Im Bereich der Forschung wäre etwa vorstellbar, die Initiativen in Medien darzulegen, die vor allem von Jugendlichen konsumiert werden, und auch diesbezüglich die Bewerbung von Forschung bzw. Forschungsausschreibungen zu optimieren. Das inkludiert natürlich auch die KI-Forschung. Diesbezüglich sind Budgetmitteln im Forschungsressort und bei den Agenturen gegeben. Um die Interessen junger Menschen in der Klimapolitik stärker zu berücksichtigen, fordert die SPÖ, dass die Bundesjugendvertretung in den beratenden Gremien der nationalen Klimaschutzpolitik vertreten sein soll. Zudem hat die SPÖ durchgesetzt, dass Klima- und Umweltschutz besser in den Lehrplänen abgebildet werden soll.

Wie wird die SPÖ dafür sorgen, dass das Rentensystem auch für die junge Generation langfristig gesichert ist?

Ich spiele Jung und Alt nicht gegeneinander aus! Die beste Absicherung unseres Pensionssystems ist eine aktive Arbeitsmarktpolitik. Je besser es uns gelingt, dass mehr Menschen erwerbstätig sind, Arbeitslosigkeit konsequent bekämpft wird und die Arbeitnehmer:innen ein gutes Einkommen beziehen, desto leichter wird uns auch die Finanzierung der Pensionen und des Sozialsystems insgesamt fallen.

Wie kann die SPÖ dazu beitragen, dass junge Menschen mehr Vertrauen in die Politik gewinnen?

Ich möchte, wenn die SPÖ in Regierungsverantwortung ist, einen bundesweiten Jugendrat unter Einbeziehung der Bundesjugendvertretung einrichten. Dieser soll sich aus einem Querschnitt der jungen Menschen in Österreich zusammensetzen. In einem partizipativen Prozess sollen mit dem Jugendrat relevante Zukunftsthemen diskutiert und gemeinsam Maßnahmen, insbesondere in kontroversen und komplexen Themengebieten, erarbeitet werden. Auf diese Weise kann das Vertrauen junger Menschen in die Politik gestärkt werden.

Letzte Frage: Was geben Sie einem jungen Menschen mit auf dem Weg?

Bei der Nationalratswahl geht es um deutlich mehr als die Frage, wer den nächsten Kanzler stellen wird. Diese Wahl ist eine Richtungsentscheidung. Nicht nur für Österreich, sondern für jeden Menschen ganz persönlich. Aktuell entwickelt sich in Österreich einiges in die falsche Richtung: Es wird immer schwerer, sich mit Arbeit etwas aufzubauen. Die psychischen Belastungen steigen, das Gesundheitssystem kommt immer stärker unter Druck und die Schere zwischen Arm und Reich geht auseinander.
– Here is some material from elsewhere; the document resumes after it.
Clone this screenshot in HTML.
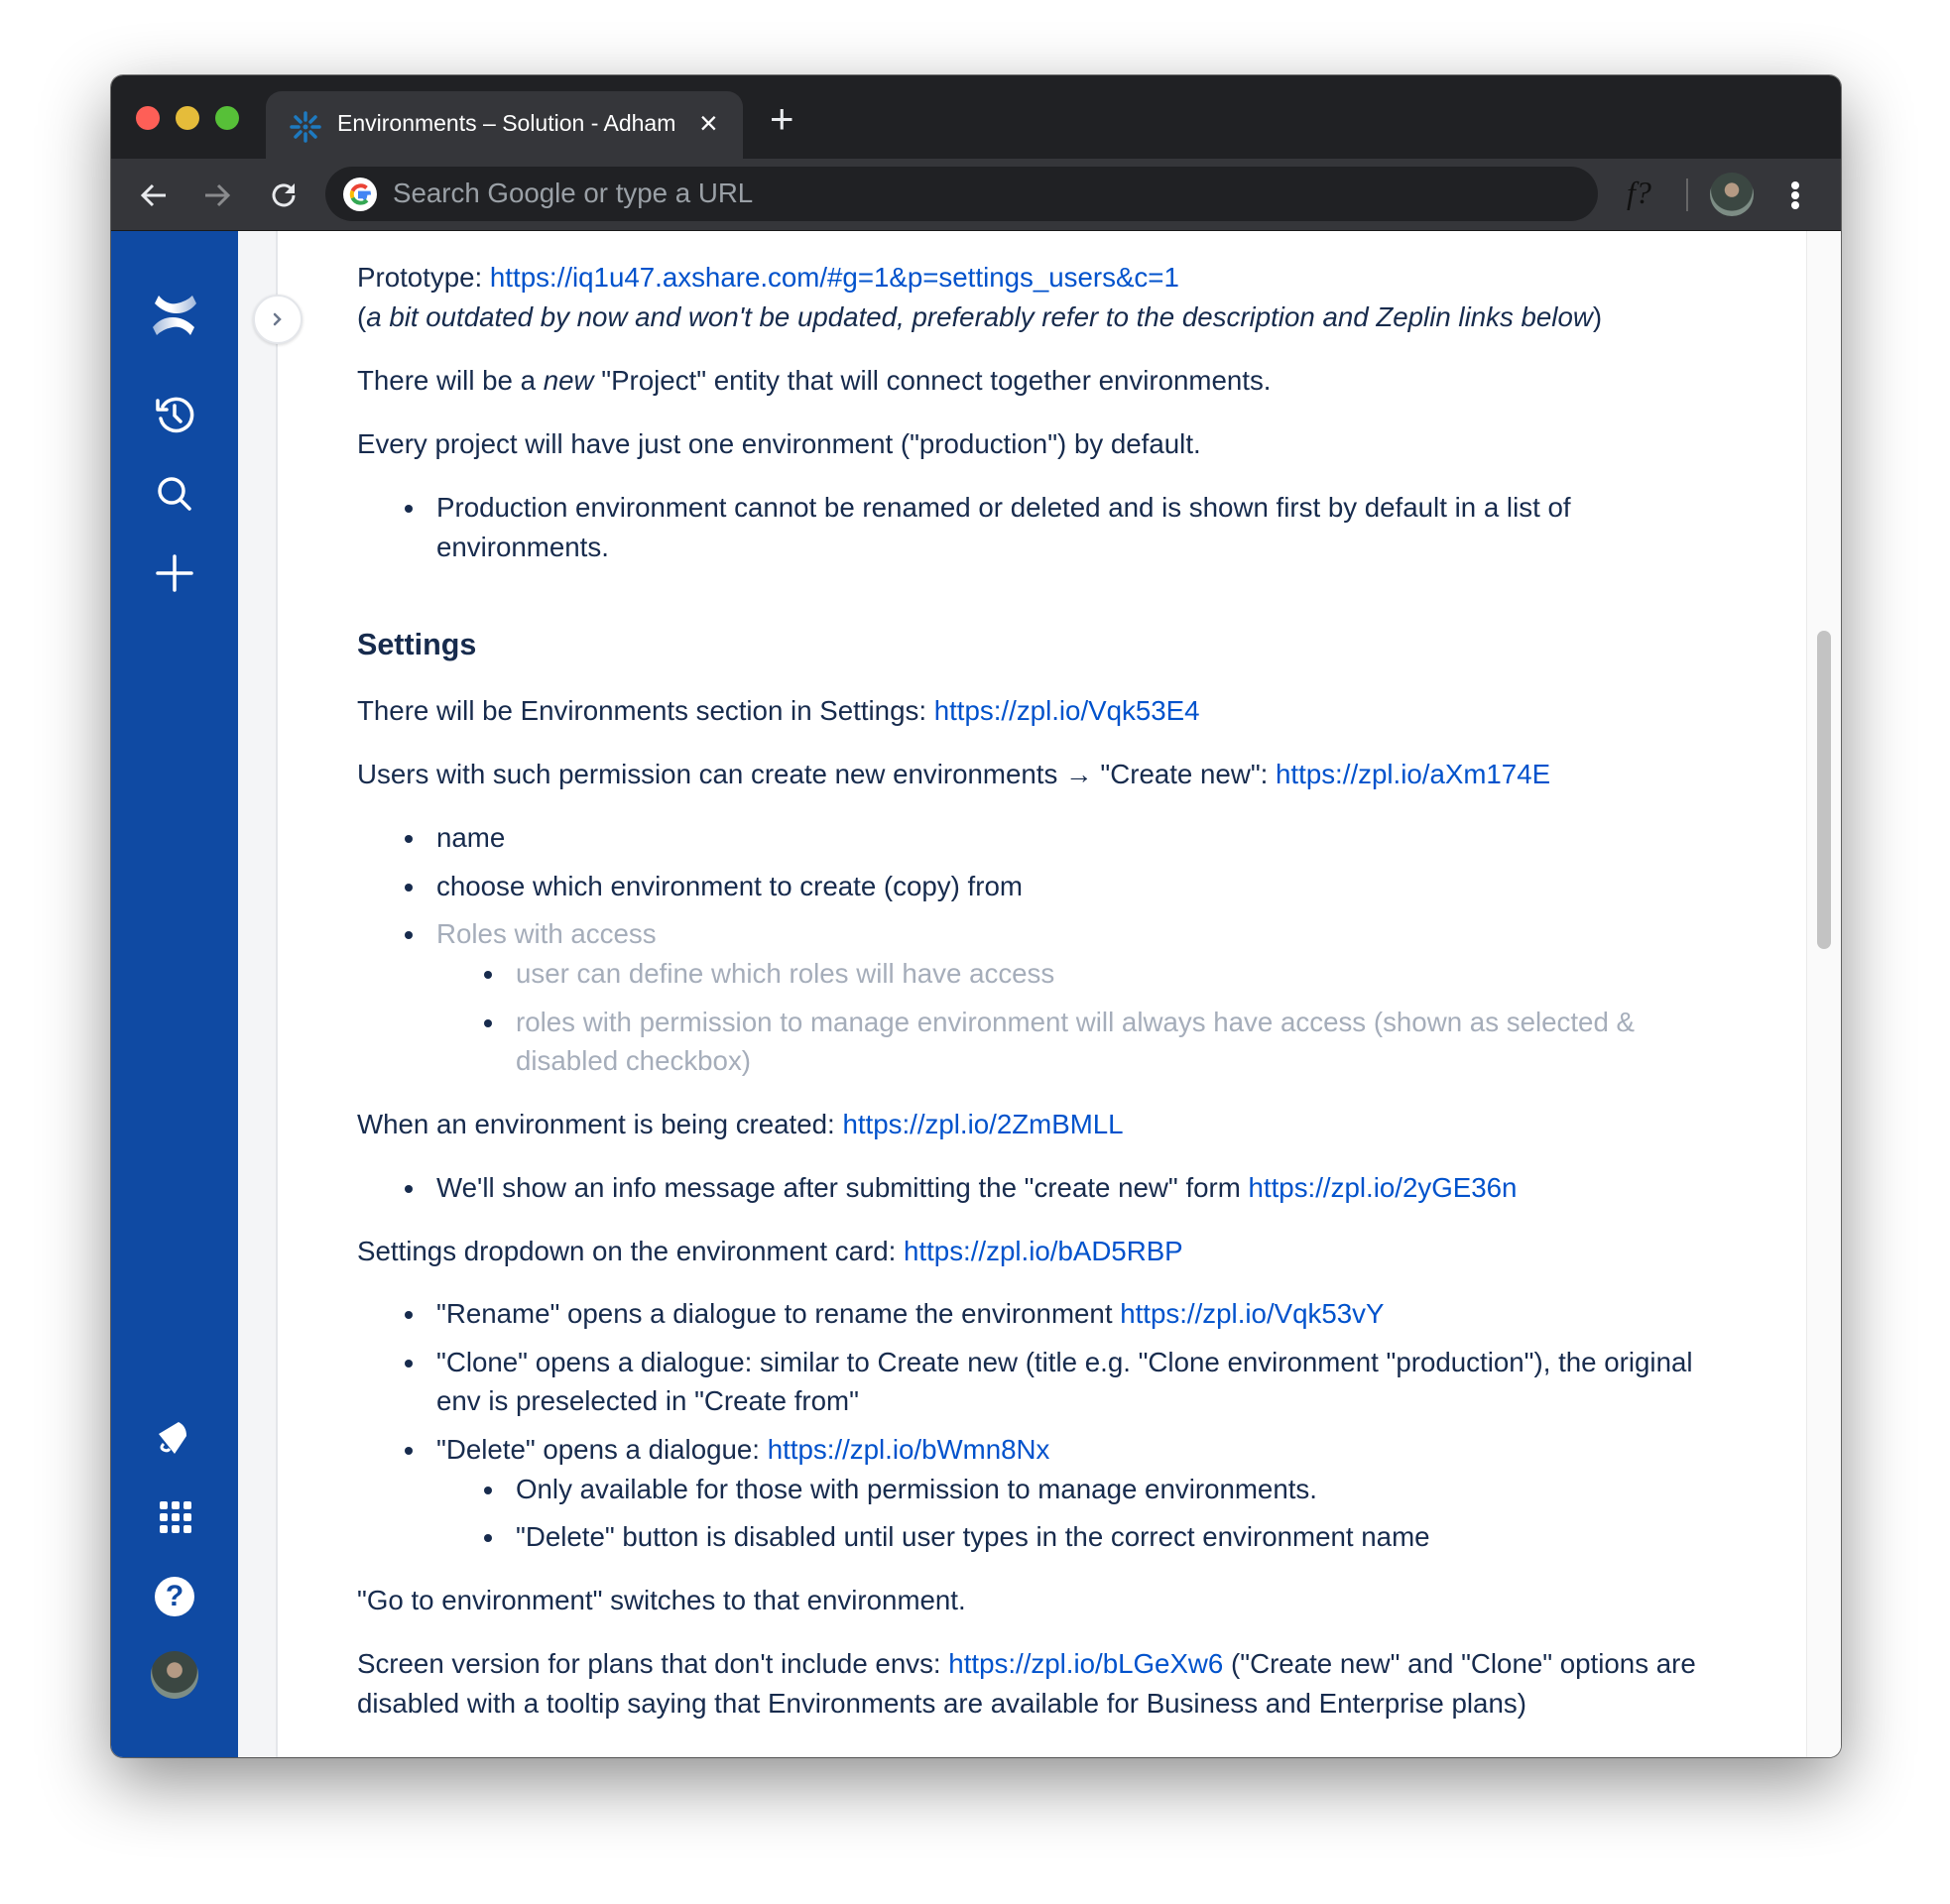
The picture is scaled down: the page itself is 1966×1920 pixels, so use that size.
<!DOCTYPE html>
<html><head><meta charset="utf-8">
<style>
*{margin:0;padding:0;box-sizing:border-box}
body{width:1966px;height:1920px;background:#fff;position:relative;overflow:hidden;font-family:"Liberation Sans",Arial,sans-serif}
.win{position:absolute;left:112px;top:76px;width:1744px;height:1696px;border-radius:12px;overflow:hidden;background:#fff;box-shadow:0 24px 70px rgba(0,0,0,.45),0 0 0 1px rgba(0,0,0,.5)}
.title{position:absolute;left:0;top:0;width:100%;height:84px;background:#202124}
.tab{position:absolute;left:156px;top:16px;width:481px;height:70px;background:#35363a;border-radius:16px 16px 0 0}
.toolbar{position:absolute;left:0;top:84px;width:100%;height:73px;background:#35363a;border-bottom:1px solid #1a1a1a}
.light{position:absolute;top:31px;width:24px;height:24px;border-radius:50%}
.omni{position:absolute;left:216px;top:8px;width:1283px;height:55px;border-radius:28px;background:#202124}
.side{position:absolute;left:0;top:157px;width:128px;height:1539px;background:#0f4aa3}
.strip{position:absolute;left:128px;top:157px;width:40px;height:1539px;background:#f4f5f7;border-right:2px solid #e4e6ea}
.content{position:absolute;left:168px;top:157px;width:1541px;height:1539px;background:#fff}
.track{position:absolute;left:1709px;top:157px;width:35px;height:1539px;background:#fafafa;border-left:1px solid #eaeaea}
.thumb{position:absolute;left:1720px;top:560px;width:14px;height:321px;border-radius:7px;background:#c3c3c3}
.l{position:absolute;font-size:27.7px;line-height:40px;color:#172b4d;white-space:nowrap}
.l a{color:#0052cc;text-decoration:none}
.g{color:#a5adba}
.b::before{content:"";position:absolute;left:-32px;top:17px;width:8px;height:8px;border-radius:50%;background:#172b4d}
h2{position:absolute;left:248px;font-size:30.5px;line-height:40px;color:#172b4d;font-weight:bold}
</style></head><body>
<div class="win">
 <div class="title">
  <div class="light" style="left:25px;background:#fe5f57"></div>
  <div class="light" style="left:65px;background:#e5bc3a"></div>
  <div class="light" style="left:105px;background:#57c038"></div>
  <div class="tab">
   <svg style="position:absolute;left:24px;top:20px" width="32" height="32" viewBox="0 0 32 32"><g stroke="#1e7ac0" stroke-width="3.5" stroke-linecap="round"><line x1="16" y1="2" x2="16" y2="9"/><line x1="16" y1="23" x2="16" y2="30"/><line x1="2" y1="16" x2="9" y2="16"/><line x1="23" y1="16" x2="30" y2="16"/><line x1="6" y1="6" x2="11" y2="11"/><line x1="21" y1="21" x2="26" y2="26"/><line x1="26" y1="6" x2="21" y2="11"/><line x1="11" y1="21" x2="6" y2="26"/></g><circle cx="16" cy="16" r="2.5" fill="#1e7ac0"/></svg>
   <div style="position:absolute;left:72px;top:19px;font-size:23px;color:#fff;white-space:nowrap;width:350px;overflow:hidden">Environments – Solution - Adham</div>
   <div style="position:absolute;left:437px;top:14px;font-size:32px;color:#fff">×</div>
  </div>
  <div style="position:absolute;left:664px;top:23px;font-size:42px;line-height:42px;color:#e8eaed">+</div>
 </div>
 <div class="toolbar">
  <svg style="position:absolute;left:28px;top:22px" width="30" height="30" viewBox="0 0 30 30"><path d="M27 15H4M14 5L4 15l10 10" fill="none" stroke="#e8eaed" stroke-width="3"/></svg>
  <svg style="position:absolute;left:92px;top:22px" width="30" height="30" viewBox="0 0 30 30"><path d="M3 15h23M16 5l10 10-10 10" fill="none" stroke="#8a8b8d" stroke-width="3"/></svg>
  <svg style="position:absolute;left:158px;top:21px" width="32" height="32" viewBox="0 0 32 32"><path d="M26 16a10 10 0 1 1-3-7.2" fill="none" stroke="#e8eaed" stroke-width="3"/><path d="M27 4v10H17z" fill="#e8eaed"/></svg>
  <div class="omni">
   <svg style="position:absolute;left:18px;top:11px" width="34" height="34" viewBox="0 0 34 34"><circle cx="17" cy="17" r="17" fill="#fff"/><path d="M26 17.5c0-.7-.1-1.3-.2-1.9H17v3.6h5.1a4.4 4.4 0 0 1-1.9 2.9" fill="none" stroke="#4285f4" stroke-width="4"/><path d="M24 23a9 9 0 0 1-14.5-2.5" fill="none" stroke="#34a853" stroke-width="4"/><path d="M9.5 20.5a9 9 0 0 1 0-7" fill="none" stroke="#fbbc05" stroke-width="4"/><path d="M9.5 13.5A9 9 0 0 1 23.5 10.5" fill="none" stroke="#ea4335" stroke-width="4"/></svg>
   <div style="position:absolute;left:68px;top:11px;font-size:27.7px;color:#9aa0a6">Search Google or type a URL</div>
  </div>
  <div style="position:absolute;left:1528px;top:16px;font-family:'Liberation Serif',serif;font-style:italic;font-size:32px;color:#111">f?</div>
  <div style="position:absolute;left:1588px;top:20px;width:2px;height:33px;background:#666"></div>
  <div style="position:absolute;left:1612px;top:14px;width:44px;height:44px;border-radius:50%;background:radial-gradient(circle at 50% 40%,#b59a84 0 20%,#3b4742 22% 60%,#7d8d85 62%)"></div>
  <div style="position:absolute;left:1694px;top:23px;width:8px;height:8px;border-radius:50%;background:#fff;box-shadow:0 10px 0 #fff,0 20px 0 #fff"></div>
 </div>
 <div class="side">
  <svg style="position:absolute;left:40px;top:61px" width="48" height="48" viewBox="0 0 48 48"><defs><linearGradient id="lg" x1="0" x2="1"><stop offset="0" stop-color="#fff" stop-opacity=".6"/><stop offset=".6" stop-color="#fff"/></linearGradient><linearGradient id="lg2" x1="1" x2="0"><stop offset="0" stop-color="#fff" stop-opacity=".6"/><stop offset=".6" stop-color="#fff"/></linearGradient></defs><path d="M8 4q8 10 18 8t16-8l4 8q-8 10-20 10T4 12z" fill="url(#lg2)"/><path d="M40 44q-8-10-18-8T6 44l-4-8q8-10 20-10t22 10z" fill="url(#lg)"/></svg>
  <svg style="position:absolute;left:44px;top:165px" width="40" height="40" viewBox="0 0 40 40"><path d="M8 12A16 16 0 1 1 6 24" fill="none" stroke="#fff" stroke-width="3.5" stroke-linecap="round"/><path d="M3 6v9h9" fill="none" stroke="#fff" stroke-width="3.5" stroke-linecap="round" stroke-linejoin="round"/><path d="M20 11v10l6 6" fill="none" stroke="#fff" stroke-width="3.5" stroke-linecap="round"/></svg>
  <svg style="position:absolute;left:44px;top:245px" width="40" height="40" viewBox="0 0 40 40"><circle cx="17" cy="17" r="12" fill="none" stroke="#fff" stroke-width="3.5"/><path d="M26 26l9 9" stroke="#fff" stroke-width="3.5" stroke-linecap="round"/></svg>
  <svg style="position:absolute;left:44px;top:325px" width="40" height="40" viewBox="0 0 40 40"><path d="M20 3v34M3 20h34" stroke="#fff" stroke-width="3.5" stroke-linecap="round"/></svg>
  <svg style="position:absolute;left:44px;top:1197px" width="40" height="40" viewBox="0 0 40 40"><path d="M4 16l20-12q8 4 8 14l-12 18z" fill="#fff"/><path d="M9 26q-4 4 0 6t6-1" fill="none" stroke="#fff" stroke-width="3"/></svg>
  <div style="position:absolute;left:49px;top:1281px;width:8px;height:8px;background:#fff;border-radius:2px;box-shadow:12px 0 #fff,24px 0 #fff,0 12px #fff,12px 12px #fff,24px 12px #fff,0 24px #fff,12px 24px #fff,24px 24px #fff"></div>
  <div style="position:absolute;left:44px;top:1357px;width:40px;height:40px;border-radius:50%;background:#fff;color:#0f4aa3;font-weight:bold;font-size:30px;text-align:center;line-height:40px">?</div>
  <div style="position:absolute;left:40px;top:1432px;width:48px;height:48px;border-radius:50%;background:radial-gradient(circle at 50% 40%,#b59a84 0 20%,#3b4742 22% 60%,#7d8d85 62%)"></div>
 </div>
 <div class="strip"></div>
 <div class="content"></div>
 <div class="track"></div>
 <div class="thumb"></div>
 <div style="position:absolute;left:143px;top:221px;width:50px;height:50px;border-radius:50%;background:#fff;border:2px solid #e4e6ea;box-shadow:0 1px 3px rgba(0,0,0,.15)"><svg style="position:absolute;left:15px;top:15px" width="16" height="16" viewBox="0 0 16 16"><path d="M5 3l5 5-5 5" fill="none" stroke="#6b778c" stroke-width="2.5" stroke-linecap="round"/></svg></div>

 <div class="l" style="left:248px;top:184px">Prototype: <a>https://iq1u47.axshare.com/#g=1&amp;p=settings_users&amp;c=1</a></div>
 <div class="l" style="left:248px;top:224px">(<i>a bit outdated by now and won't be updated, preferably refer to the description and Zeplin links below</i>)</div>
 <div class="l" style="left:248px;top:288px">There will be a <i>new</i> "Project" entity that will connect together environments.</div>
 <div class="l" style="left:248px;top:352px">Every project will have just one environment ("production") by default.</div>
 <div class="l b" style="left:328px;top:416px">Production environment cannot be renamed or deleted and is shown first by default in a list of</div>
 <div class="l" style="left:328px;top:456px">environments.</div>
 <h2 style="top:554px">Settings</h2>
 <div class="l" style="left:248px;top:621px">There will be Environments section in Settings: <a>https://zpl.io/Vqk53E4</a></div>
 <div class="l" style="left:248px;top:685px">Users with such permission can create new environments → "Create new": <a>https://zpl.io/aXm174E</a></div>
 <div class="l b" style="left:328px;top:749px">name</div>
 <div class="l b" style="left:328px;top:798px">choose which environment to create (copy) from</div>
 <div class="l b g" style="left:328px;top:846px">Roles with access</div>
 <div class="l b g" style="left:408px;top:886px">user can define which roles will have access</div>
 <div class="l b g" style="left:408px;top:935px">roles with permission to manage environment will always have access (shown as selected &amp;</div>
 <div class="l g" style="left:408px;top:974px">disabled checkbox)</div>
 <div class="l" style="left:248px;top:1038px">When an environment is being created: <a>https://zpl.io/2ZmBMLL</a></div>
 <div class="l b" style="left:328px;top:1102px">We'll show an info message after submitting the "create new" form <a>https://zpl.io/2yGE36n</a></div>
 <div class="l" style="left:248px;top:1166px">Settings dropdown on the environment card: <a>https://zpl.io/bAD5RBP</a></div>
 <div class="l b" style="left:328px;top:1229px">"Rename" opens a dialogue to rename the environment <a>https://zpl.io/Vqk53vY</a></div>
 <div class="l b" style="left:328px;top:1278px">"Clone" opens a dialogue: similar to Create new (title e.g. "Clone environment "production"), the original</div>
 <div class="l" style="left:328px;top:1317px">env is preselected in "Create from"</div>
 <div class="l b" style="left:328px;top:1366px">"Delete" opens a dialogue: <a>https://zpl.io/bWmn8Nx</a></div>
 <div class="l b" style="left:408px;top:1406px">Only available for those with permission to manage environments.</div>
 <div class="l b" style="left:408px;top:1454px">"Delete" button is disabled until user types in the correct environment name</div>
 <div class="l" style="left:248px;top:1518px">"Go to environment" switches to that environment.</div>
 <div class="l" style="left:248px;top:1582px">Screen version for plans that don't include envs: <a>https://zpl.io/bLGeXw6</a> ("Create new" and "Clone" options are</div>
 <div class="l" style="left:248px;top:1622px">disabled with a tooltip saying that Environments are available for Business and Enterprise plans)</div>
</div>
</body></html>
Ich bin angetreten um Erster zu werden – aber nicht als Selbstzweck! Sondern weil ich das Leben für alle Menschen in Österreich wieder leichter, gerechter und leistbarer machen möchte! Ich will Österreich – mit Herz und Hirn – so aufstellen, dass auch unsere Enkelkinder und deren Kinder eine sichere und lebenswerte Heimat vorfinden. Dazu brauchen wir ein starkes Gesundheitssystem, die beste Bildung für alle, eine zukunftsfitte Wirtschaft, echte Gleichberechtigung und Sicherheit. Und dafür zählt jede Stimme! Daher lade ich auch vor allem wahlberechtigte junge Menschen ein, von ihrem Wahlrecht Gebrauch zu machen – und mir ihr Vertrauen zu schenken!